As I’ve noted before, the commenter Son Volt regularly includes links to songs that are connected in some way to clues/answers in the day’s puzzle. Today, grimly, in connection with WENT PFFT, he linked Leonard Cohen’s “Democracy.”

In connection with SQUALL, he shared this Guy Clark song. (Click.)


At 2D, the clue was “And _______ bed.” Answer: SO TO. I knew it, but didn’t know it comes from Samuel Pepys’ diary. Also learned that Pepys is pronounced Peeps. (Not kidding.) Pepys was second cousin to Edward Montagu, the first Earl of Sandwich, who played a large role in his life. Edward was not the Sandwich after whom the sandwich is named. That was John Montagu, the fourth Earl of Sandwich.

This may be how it happened: Lord Sandwich was a very conversant gambler, the story goes, and he did not take the time to have a meal during his long hours playing at the card table. Consequently, he would ask his servants to bring him slices of meat between two slices of bread, a habit known among his gambling friends. Other people, according to this account, began to order “the same as Sandwich!,” and thus the “sandwich” was born.

The Carnegie Deli on Seventh Avenue in Manhattan closed about ten years ago. If you ordered a corned beef sandwich there, it was a bit pricey, but here’s what you got (he wrote, wiping away tears).

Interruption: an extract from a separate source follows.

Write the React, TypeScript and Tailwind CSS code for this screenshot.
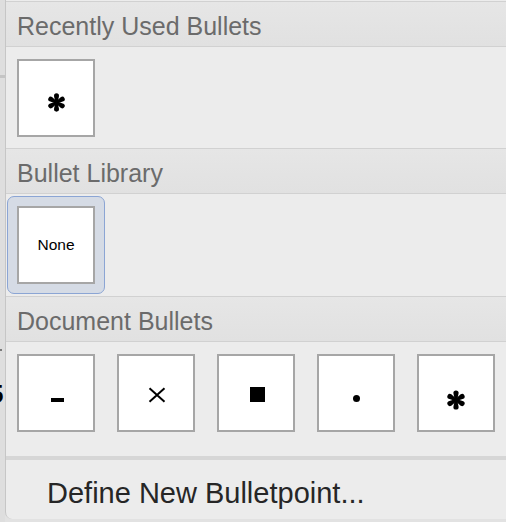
import type { ReactNode } from 'react'

const font = { fontFamily: '"Liberation Sans", Arial, sans-serif' }

function Asterisk({ size = 20 }: { size?: number }) {
  const arm = 'M -1.1 0 L -2.4 -6.3 A 2.4 2.4 0 0 1 2.4 -6.3 L 1.1 0 Z'
  return <svg width={size} height={size} viewBox="-10 -10 20 20">
    {[0, 60, 120, 180, 240, 300].map(a => <path key={a} d={arm} transform={`rotate(${a})`} fill="#000" />)}
  </svg>
}

function Cross() {
  return <svg width="18" height="16" viewBox="0 0 18 16">
    <path d="M1.5 1.2 L16.5 14.8 M16.5 1.2 L1.5 14.8" stroke="#000" strokeWidth="2" fill="none" />
  </svg>
}

function Swatch({ children, className = '' }: { children: ReactNode, className?: string }) {
  return <div className={`flex h-[78px] w-[78px] shrink-0 items-center justify-center border-2 border-[#a6a6a6] bg-white ${className}`}>
    {children}
  </div>
}

function Header({ title }: { title: string }) {
  return <div className="h-[46px] shrink-0 border-y border-[#d1d1d1] bg-gradient-to-b from-[#e6e6e6] to-[#e1e1e1] pl-[11px] pt-[9px] text-[25px] leading-[30px] text-[#6b6b6b]">
    {title}
  </div>
}

export default function App() {
  return <div className="flex h-[522px] w-[506px] overflow-hidden bg-[#e2e2e2]" style={font}>
    <div className="flex w-[5px] shrink-0 flex-col overflow-hidden bg-[#dedede]">
      <div className="mt-[75px] h-[3px] bg-[#c4c4c4]" />
      <div className="mt-[271px] h-[2px] w-[2px] bg-[#7a7a7a]" />
      <div className="-ml-[11px] mt-[30px] text-[26px] font-bold leading-none text-black">5</div>
    </div>

    <div className="flex h-[519px] flex-1 flex-col overflow-hidden rounded-bl-[7px] border-l border-[#c6c6c6] bg-[#ececec] pt-[1px]">
      <Header title="Recently Used Bullets" />
      <div className="h-[101px] shrink-0 pl-[11px] pt-[12px]">
        <Swatch className="pt-[9px]"><Asterisk size={21} /></Swatch>
      </div>

      <Header title="Bullet Library" />
      <div className="h-[102px] shrink-0 pl-[1px] pt-[2px]">
        <div className="w-[98px] rounded-[7px] border border-[#8ba5d4] bg-[#d5dbe5] p-[9px]">
          <Swatch><span className="text-[15.5px] text-black">None</span></Swatch>
        </div>
      </div>

      <Header title="Document Bullets" />
      <div className="flex h-[114px] shrink-0 gap-[22px] pl-[11px] pt-[12px]">
        <Swatch className="pl-[2px] pt-[14px]"><div className="h-[4px] w-[13px] bg-black" /></Swatch>
        <Swatch className="pt-[3px] pl-[1px]"><Cross /></Swatch>
        <Swatch className="pl-[3px] pt-[3px]"><div className="h-[15px] w-[15px] bg-black" /></Swatch>
        <Swatch className="pt-[11px]"><div className="h-[7px] w-[7px] rounded-full bg-black" /></Swatch>
        <Swatch className="pt-[13px]"><Asterisk size={22} /></Swatch>
      </div>

      <div className="h-[4px] shrink-0 bg-[#d6d6d6]" />
      <div className="flex-1 pl-[41px] pt-[17px] text-[29px] leading-[33px] text-[#262626]">
        Define New Bulletpoint...
      </div>
    </div>
  </div>
}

Here are the first three lines of a poem that did not make it past the Owl Chatter guard puppies.

ice in the grass of want:

queen of leaf-

rot, I’ve let go—


Let’s finish today with the story that was selected by readers as the best Met Diary entry of 2025. It’s by Richie Powers and is called “Unacceptable.”

Dear Diary:

I went to a new bagel store in Brooklyn Heights with my son.

When it was my turn to order, I asked for a cinnamon raisin bagel with whitefish salad and a slice of red onion.

The man behind the counter looked up at me.

“I’m sorry,” he said. “I can’t do that.”


See you tomorrow Chatterheads! Thanks for stopping in.